_DIRECTIVE:_ Retype the opening lines of the data exactly, stopping after the line that contains "icons, 20x20 */". Skip every picture.
-------- SOURCE DATA --------
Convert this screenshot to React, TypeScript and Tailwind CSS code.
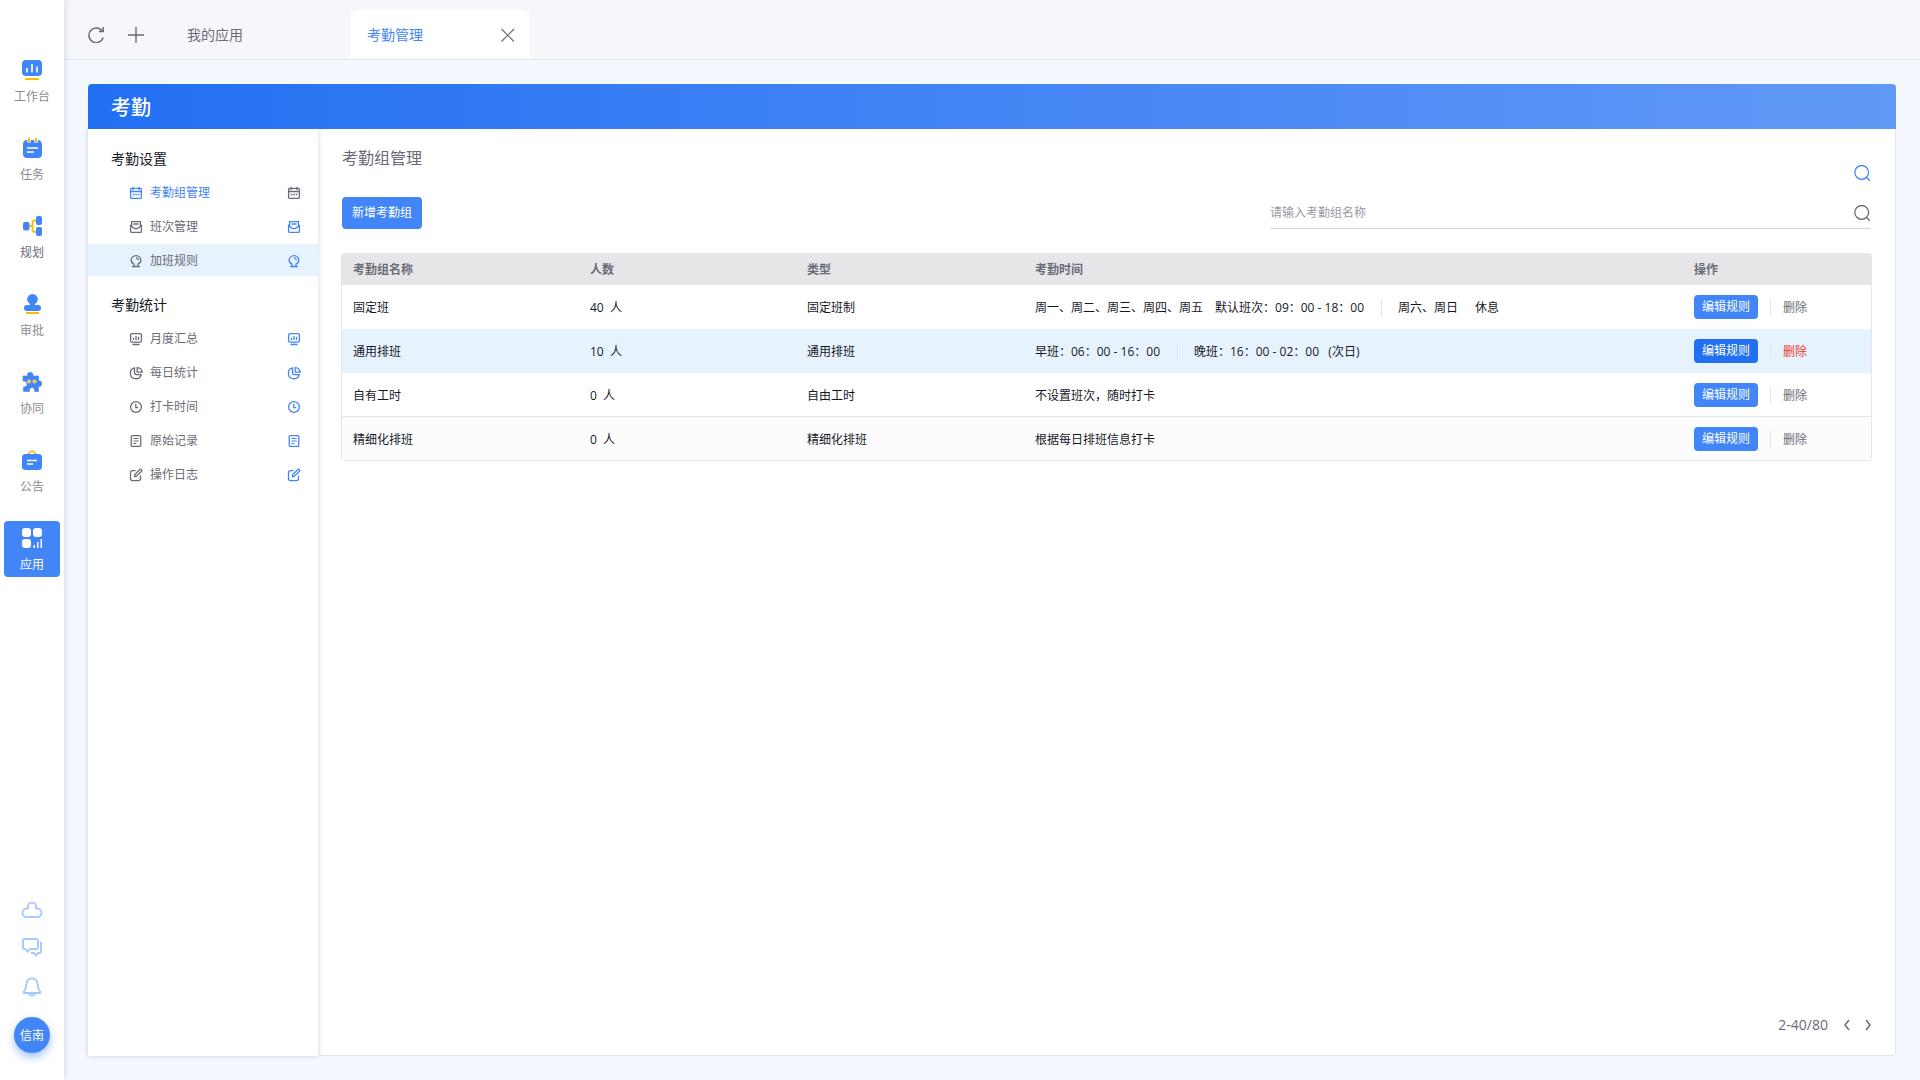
import type { ReactNode } from 'react';
import clsx from 'clsx';

type IconProps = { className?: string };

/* Rail icons, 20x20 */

function WorkbenchIcon() {
  return (
    <svg viewBox="0 0 20 20" className="w-5 h-5" fill="none">
      <rect width="20" height="16" rx="4" fill="#4285f6" />
      <path d="M5 8v4.5M10 4v8.5M15 6.5v6" stroke="#fff" strokeWidth="1.6" />
      <path d="M3 19h14" stroke="#fbbc05" strokeWidth="2" />
    </svg>
  );
}

function TaskIcon() {
  return (
    <svg viewBox="0 0 20 20" className="w-5 h-5" fill="none">
      <path d="M4.500 2h11A4.500 4.500 0 0 1 20 6.500V16a4 4 0 0 1-4 4H5a4 4 0 0 1-4-4V6a4 4 0 0 1 3.500-4Z" fill="#4285f6" />
      <path d="M7 0v4.500M14 0v4.500" stroke="#fff" strokeWidth="3.5" />
      <path d="M7 0v4M14 0v4" stroke="#fbbc05" strokeWidth="2" />
      <path d="M5 10h11M5 14h7" stroke="#fff" strokeWidth="1.7" />
    </svg>
  );
}

function PlanIcon() {
  return (
    <svg viewBox="0 0 20 20" className="w-5 h-5" fill="none">
      <path d="M6 10h4M15 4.500h-2A2.500 2.500 0 0 0 10.500 7v6.500A2.500 2.500 0 0 0 13 16h2" stroke="#fbbc05" strokeWidth="1.8" />
      <rect x="1" y="6" width="6.5" height="8.5" rx="2" fill="#4285f6" />
      <rect x="14" y="0" width="6" height="9" rx="2" fill="#4285f6" />
      <rect x="14" y="11" width="6" height="9" rx="2" fill="#4285f6" />
    </svg>
  );
}

function ApproveIcon() {
  return (
    <svg viewBox="0 0 20 20" className="w-5 h-5" fill="none">
      <circle cx="10.5" cy="5.3" r="5.3" fill="#4285f6" />
      <path d="M8 8h5v3h3a3 3 0 0 1 0 6H5a3 3 0 0 1 0-6h3Z" fill="#4285f6" />
      <path d="M4 19h13" stroke="#fbbc05" strokeWidth="2" />
    </svg>
  );
}

function TeamworkIcon() {
  return (
    <svg viewBox="0 0 20 20" className="w-5 h-5" fill="none">
      <path
        d="M1 4h4.500C5 1.500 6.300.300 8.200.300S11.500 1.500 11 4h5.500v5c1.700-.5 3.300.5 3.300 2.500s-1.600 3.500-3.300 3V19.500h-4c.4-2.500-.8-4-2.500-4s-2.900 1.500-2.500 4h-6V15c2.500.2 3.500-1.200 3.500-3s-1.500-3.200-4-3Z"
        fill="#4285f6"
        stroke="#4285f6"
        strokeWidth=".6"
        strokeLinejoin="round"
      />
      <circle cx="7" cy="9.500" r="2" fill="#f8d98a" />
      <circle cx="12.5" cy="9.500" r="2" fill="#f8d98a" />
      <circle cx="7" cy="9.500" r="1.2" fill="#fbbc05" />
      <circle cx="12.5" cy="9.500" r="1.2" fill="#fbbc05" />
    </svg>
  );
}

function NoticeIcon() {
  return (
    <svg viewBox="0 0 20 20" className="w-5 h-5" fill="none">
      <path d="m5 5 4-3.500a1.600 1.600 0 0 1 2.200 0L15 5" stroke="#fbbc05" strokeWidth="1.6" />
      <rect y="4" width="20" height="16" rx="3.5" fill="#4285f6" />
      <path d="M5 10.500h10M5 14h6" stroke="#fff" strokeWidth="1.4" />
    </svg>
  );
}

function AppsIcon() {
  return (
    <svg viewBox="0 0 20 20" className="w-5 h-5" fill="#fff">
      <rect width="9" height="9" rx="3" />
      <rect x="11" width="9" height="9" rx="3" />
      <rect y="11" width="9" height="9" rx="3" />
      <path d="M11.500 17h1.500v3h-1.500ZM15 14h1.500v6H15ZM18.500 11H20v9h-1.500Z" />
    </svg>
  );
}

function CloudIcon() {
  return (
    <svg viewBox="0 0 24 24" className="w-6 h-6" fill="none" stroke="#a9c8fb" strokeWidth="1.9">
      <path d="M8 13.500V11.600a4 4 0 0 1 8 0v1.900h1.300a4 4 0 0 1 0 8.500H6.700a4 4 0 0 1 0-8.500Z" />
    </svg>
  );
}

function ChatIcon() {
  return (
    <svg viewBox="0 0 24 24" className="w-6 h-6" fill="none" stroke="#a9c8fb" strokeWidth="1.9">
      <path d="M4.500 4h12A1.500 1.500 0 0 1 18 5.500v7a1.500 1.500 0 0 1-1.500 1.500H10l-2.500 2.500L5.500 14h-1A1.500 1.500 0 0 1 3 12.500v-7A1.500 1.500 0 0 1 4.500 4Z" />
      <path d="M21 7v9.500a1.500 1.500 0 0 1-1.500 1.500H18l-1.500 2.500L14 18h-3" />
    </svg>
  );
}

function BellIcon() {
  return (
    <svg viewBox="0 0 24 24" className="w-6 h-6" fill="none" stroke="#a9c8fb" strokeWidth="1.9">
      <path d="M12 3.500c-3.700 0-5.500 2.700-5.700 6-.2 3.500-.8 5.200-2.300 7v1.500h16v-1.500c-1.500-1.800-2.100-3.500-2.300-7-.2-3.300-2-6-5.700-6Z" />
      <path d="M8.500 18c.7 1.900 1.900 2.700 3.500 2.700s2.800-.8 3.500-2.700" />
    </svg>
  );
}

/* Top bar icons, 16x16 */

function RefreshIcon() {
  return (
    <svg viewBox="0 0 16 16" className="w-4 h-4" fill="none" stroke="currentColor" strokeWidth="1.5">
      <path d="M15.200 10.500A7.300 7.300 0 1 1 14.300 4.300" />
      <path d="M15.200 0v4.500H11" />
    </svg>
  );
}

function PlusIcon() {
  return (
    <svg viewBox="0 0 16 16" className="w-4 h-4" fill="none" stroke="currentColor" strokeWidth="1.4">
      <path d="M8 0v16M0 8h16" />
    </svg>
  );
}

function CloseIcon() {
  return (
    <svg viewBox="0 0 16 16" className="w-4 h-4" fill="none" stroke="currentColor" strokeWidth="1.2">
      <path d="m1.500 2 12.500 12.500M14 2 1.500 14.500" />
    </svg>
  );
}

function SearchIcon() {
  return (
    <svg viewBox="0 0 16 16" className="w-4 h-4" fill="none" stroke="currentColor" strokeWidth="1.3">
      <circle cx="7.7" cy="7.4" r="6.900" />
      <path d="M12.200 12.300 16 15.700" />
    </svg>
  );
}

/* Menu icons, 14x14 */

function MenuSvg({ className, children }: { className?: string; children: ReactNode }) {
  return (
    <svg viewBox="0 0 14 14" className={clsx('w-3.5 h-3.5 shrink-0', className)} fill="none" stroke="currentColor" strokeWidth="1.3">
      {children}
    </svg>
  );
}

function CalendarIcon({ className }: IconProps) {
  return (
    <MenuSvg className={className}>
      <rect x="1.6" y="2.4" width="10.8" height="10" rx="1.2" />
      <path d="M1.600 5.500h10.800M4 1v3M10 1v3" />
      <path d="M3.800 8.500h6.600" strokeDasharray="1.600 .9" />
    </MenuSvg>
  );
}

function ShiftIcon({ className }: IconProps) {
  return (
    <MenuSvg className={className}>
      <path d="M2.600 6.500V1.600h8.800v4.900M4.500 4h5" />
      <path d="M1.600 5.500v5.900a1 1 0 0 0 1 1h8.800a1 1 0 0 0 1-1V5.500L8.500 8.600h-3Z" />
    </MenuSvg>
  );
}

function BulbIcon({ className }: IconProps) {
  return (
    <MenuSvg className={className}>
      <path d="M5 10.200C3.200 9.500 2.200 8 2.200 6.300a4.800 4.700 0 0 1 9.600 0c0 1.700-1 3.200-2.800 3.900v2.200H5Z" />
      <path d="M7 3.900c1.400.1 2.200.9 2.400 2.300M3 12.700h8" />
    </MenuSvg>
  );
}

function MonitorIcon({ className }: IconProps) {
  return (
    <MenuSvg className={className}>
      <rect x="1.600" y="1.600" width="10.800" height="8.600" rx="1.500" />
      <path d="M4.500 5.800V8M7 4v4M9.500 4.800V8M3.500 12.500h7" />
    </MenuSvg>
  );
}

function PieIcon({ className }: IconProps) {
  return (
    <MenuSvg className={className}>
      <path d="M5.500 1.900A5.500 5.500 0 1 0 12.200 8.600H7.500a2 2 0 0 1-2-2Z" />
      <path d="M8.200 1.600c2.800.2 4.700 1.900 5 4.500h-5Z" />
    </MenuSvg>
  );
}

function ClockIcon({ className }: IconProps) {
  return (
    <MenuSvg className={className}>
      <circle cx="7" cy="7" r="5.400" />
      <path d="M6.800 3.800v3.800h2.400" />
    </MenuSvg>
  );
}

function RecordIcon({ className }: IconProps) {
  return (
    <MenuSvg className={className}>
      <rect x="2.200" y="1.600" width="9.600" height="10.800" rx="1.200" />
      <path d="M4.300 4.500h5.400M4.300 7h5.400M4.300 9.500h3" strokeWidth="1" />
    </MenuSvg>
  );
}

function LogIcon({ className }: IconProps) {
  return (
    <MenuSvg className={className}>
      <path d="M6.500 2.600h-3a2 2 0 0 0-2 2v6a2 2 0 0 0 2 2h6a2 2 0 0 0 2-2v-3" />
      <path d="m5.500 8.700.3-2.200 5-5a1 1 0 0 1 1.500 0l.2.200a1 1 0 0 1 0 1.500l-5 5Z" />
    </MenuSvg>
  );
}

const railItems = [
  { label: '工作台', Icon: WorkbenchIcon },
  { label: '任务', Icon: TaskIcon },
  { label: '规划', Icon: PlanIcon, dark: true },
  { label: '审批', Icon: ApproveIcon },
  { label: '协同', Icon: TeamworkIcon },
  { label: '公告', Icon: NoticeIcon },
  { label: '应用', Icon: AppsIcon, active: true },
];

const menu = [
  {
    title: '考勤设置',
    items: [
      { label: '考勤组管理', Icon: CalendarIcon, active: true },
      { label: '班次管理', Icon: ShiftIcon },
      { label: '加班规则', Icon: BulbIcon, hovered: true },
    ],
  },
  {
    title: '考勤统计',
    items: [
      { label: '月度汇总', Icon: MonitorIcon },
      { label: '每日统计', Icon: PieIcon },
      { label: '打卡时间', Icon: ClockIcon },
      { label: '原始记录', Icon: RecordIcon },
      { label: '操作日志', Icon: LogIcon },
    ],
  },
];

const groups = [
  {
    name: '固定班',
    count: 40,
    type: '固定班制',
    times: [
      ['周一、周二、周三、周四、周五', '默认班次：09：00 - 18：00'],
      ['周六、周日', '休息'],
    ],
  },
  {
    name: '通用排班',
    count: 10,
    type: '通用排班',
    times: [['早班：06：00 - 16：00'], ['晚班：16：00 - 02：00   (次日)']],
    hovered: true,
  },
  { name: '自有工时', count: 0, type: '自由工时', times: [['不设置班次，随时打卡']], line: true },
  { name: '精细化排班', count: 0, type: '精细化排班', times: [['根据每日排班信息打卡']], line: true, muted: true },
];

function Rail() {
  return (
    <aside className="relative z-10 w-16 shrink-0 flex flex-col items-center bg-white pt-[53px] pb-[27px] shadow-[0_0_8px_rgba(60,80,140,0.2)]">
      <nav className="flex flex-col gap-[22px]">
        {railItems.map(({ label, Icon, active, dark }) => (
          <a
            key={label}
            href="#"
            className={clsx(
              'w-14 h-14 pt-[7px] flex flex-col items-center gap-[9px] rounded text-xs leading-4',
              active ? 'bg-[#4285f6] text-white' : dark ? 'text-[#6b6b76]' : 'text-[#8c8c94]',
            )}
          >
            <Icon />
            {label}
          </a>
        ))}
      </nav>
      <div className="mt-auto flex flex-col items-center gap-4">
        <button type="button" aria-label="云盘"><CloudIcon /></button>
        <button type="button" aria-label="消息"><ChatIcon /></button>
        <button type="button" aria-label="通知"><BellIcon /></button>
      </div>
      <button type="button" className="mt-[18px] w-9 h-9 pt-0.5 rounded-full bg-[#4285f6] text-white text-xs shadow-[0_4px_8px_rgba(66,133,246,0.5)]">
        信南
      </button>
    </aside>
  );
}

function TabBar() {
  return (
    <header className="h-[60px] flex items-end border-b border-[#e4e5ea] bg-[#f5f7fb] pl-6 text-sm text-[#6b6b76]">
      <div className="h-[49px] flex items-center gap-6">
        <button type="button" aria-label="刷新"><RefreshIcon /></button>
        <button type="button" aria-label="新建标签"><PlusIcon /></button>
      </div>
      <a href="#" className="ml-[26px] w-[180px] h-[49px] flex items-center pl-[17px]">我的应用</a>
      <div className="w-[180px] h-[49px] flex items-center justify-between rounded-t-lg bg-white pl-[17px] pr-3.5">
        <a href="#" className="text-[#4285f6]">考勤管理</a>
        <button type="button" aria-label="关闭"><CloseIcon /></button>
      </div>
    </header>
  );
}

function SideMenu() {
  return (
    <nav className="w-[230px] shrink-0 flex flex-col gap-3 bg-white pt-[13px] shadow-[0_0_5px_rgba(60,70,110,0.25)]">
      {menu.map((section) => (
        <section key={section.title} className="flex flex-col gap-0.5">
          <h2 className="h-8 flex items-center pt-0.5 pl-[23px] text-sm text-[#17181f]">{section.title}</h2>
          {section.items.map(({ label, Icon, ...item }) => {
            const active = 'active' in item;
            return (
              <a
                key={label}
                href="#"
                className={clsx(
                  'h-8 flex items-center gap-[7px] pt-0.5 pl-[41px] pr-[17px] text-xs',
                  active ? 'text-[#4285f6]' : 'text-[#6b6b76]',
                  'hovered' in item && 'bg-[#e7f2ff]',
                )}
              >
                <Icon />
                <span className="flex-1">{label}</span>
                <Icon className={active ? 'text-[#6b6b76]' : 'text-[#4285f6]'} />
              </a>
            );
          })}
        </section>
      ))}
    </nav>
  );
}

function Divider() {
  return <span className="w-px h-4 bg-[#e4e4e7]" />;
}

function GroupTable() {
  return (
    <div className="mt-6 rounded border-x border-[#e6e6e9] overflow-hidden">
      <table className="w-full table-fixed border-separate border-spacing-0 text-left text-xs text-[#17181f]">
        <colgroup>
          <col className="w-[237px]" />
          <col className="w-[217px]" />
          <col className="w-[228px]" />
          <col />
          <col className="w-[188px]" />
        </colgroup>
        <thead>
          <tr className="h-8 bg-[#e6e6e9] text-[#6b6b76]">
            <th className="px-[11px] pt-0.5">考勤组名称</th>
            <th className="px-[11px] pt-0.5">人数</th>
            <th className="px-[11px] pt-0.5">类型</th>
            <th className="px-[11px] pt-0.5">考勤时间</th>
            <th className="px-[11px] pt-0.5">操作</th>
          </tr>
        </thead>
        <tbody>
          {groups.map((g) => (
            <tr
              key={g.name}
              className={clsx(
                'h-11',
                g.hovered && 'bg-[#e7f2ff]',
                g.muted && 'bg-[#fcfcfd]',
                g.line && '[&>td]:border-b [&>td]:border-[#e6e6e9]',
              )}
            >
              <td className="px-[11px] pt-0.5">{g.name}</td>
              <td className="px-[11px] pt-0.5 whitespace-pre">{g.count}  人</td>
              <td className="px-[11px] pt-0.5">{g.type}</td>
              <td className="px-[11px] pt-0.5">
                <div className="flex items-center gap-[17px] whitespace-pre">
                  {g.times.map((parts, i) => (
                    <div key={i} className="flex items-center gap-4">
                      {i > 0 && <Divider />}
                      <div className={clsx('flex', i > 0 ? 'gap-[17px]' : 'gap-3')}>
                        {parts.map((p) => (
                          <span key={p}>{p}</span>
                        ))}
                      </div>
                    </div>
                  ))}
                </div>
              </td>
              <td className="px-[11px]">
                <div className="flex items-center gap-3">
                  <button type="button" className={clsx('w-16 h-6 rounded text-white', g.hovered ? 'bg-[#226ff2]' : 'bg-[#4285f6]')}>
                    编辑规则
                  </button>
                  <Divider />
                  <button type="button" className={clsx('pt-0.5', g.hovered ? 'text-[#f03a2e]' : 'text-[#6b6b76]')}>
                    删除
                  </button>
                </div>
              </td>
            </tr>
          ))}
        </tbody>
      </table>
    </div>
  );
}

function Content() {
  return (
    <section className="flex-1 min-w-0 flex flex-col rounded-br border-r border-b border-[#e4e5ea] px-[23px]">
      <div className="h-[68px] flex justify-between pl-px pr-0.5">
        <h2 className="pt-[17px] text-base leading-6 text-[#6b6b76]">考勤组管理</h2>
        <button type="button" aria-label="展开搜索" className="self-end mb-4 text-[#4285f6]">
          <SearchIcon />
        </button>
      </div>
      <div className="flex items-center justify-between pl-px pr-0.5">
        <button type="button" className="w-20 h-8 rounded bg-[#4285f6] text-white text-xs">新增考勤组</button>
        <form className="w-[600px] h-8 flex items-center border-b border-[#d0d0d5]">
          <input
            type="text"
            aria-label="考勤组名称"
            placeholder="请输入考勤组名称"
            className="flex-1 text-xs outline-none placeholder:text-[#9a9aa2]"
          />
          <button type="button" aria-label="搜索" className="text-[#6b6b76]">
            <SearchIcon />
          </button>
        </form>
      </div>
      <GroupTable />
      <div className="mt-auto mb-5 flex items-center justify-end text-sm text-[#6b6b76]">
        <span className="mr-[15px]">2-40/80</span>
        <button type="button" aria-label="上一页" className="mr-[13px]">
          <svg viewBox="0 0 8 16" className="w-2 h-4" fill="none" stroke="currentColor" strokeWidth="1.5">
            <path d="M6 3 2 8l4 5" />
          </svg>
        </button>
        <button type="button" aria-label="下一页">
          <svg viewBox="0 0 8 16" className="w-2 h-4" fill="none" stroke="currentColor" strokeWidth="1.5">
            <path d="m2 3 4 5-4 5" />
          </svg>
        </button>
      </div>
    </section>
  );
}

export default function App() {
  return (
    <div className="min-h-screen flex bg-[#f4f8ff] font-['Open_Sans','Noto_Sans_CJK_SC',sans-serif]">
      <Rail />
      <div className="flex-1 min-w-0 flex flex-col">
        <TabBar />
        <main className="flex-1 m-6 flex flex-col rounded bg-white">
          <div className="relative h-[45px] flex items-center rounded-t bg-linear-to-r from-[#226ff2] to-[#6099f6] pt-0.5 pl-[23px]">
            <h1 className="text-xl font-medium text-white">考勤</h1>
          </div>
          <div className="flex-1 flex">
            <SideMenu />
            <Content />
          </div>
        </main>
      </div>
    </div>
  );
}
--------
_EXERCISE SOLUTION:_
Convert this screenshot to React, TypeScript and Tailwind CSS code.
import type { ReactNode } from 'react';
import clsx from 'clsx';

type IconProps = { className?: string };

/* Rail icons, 20x20 */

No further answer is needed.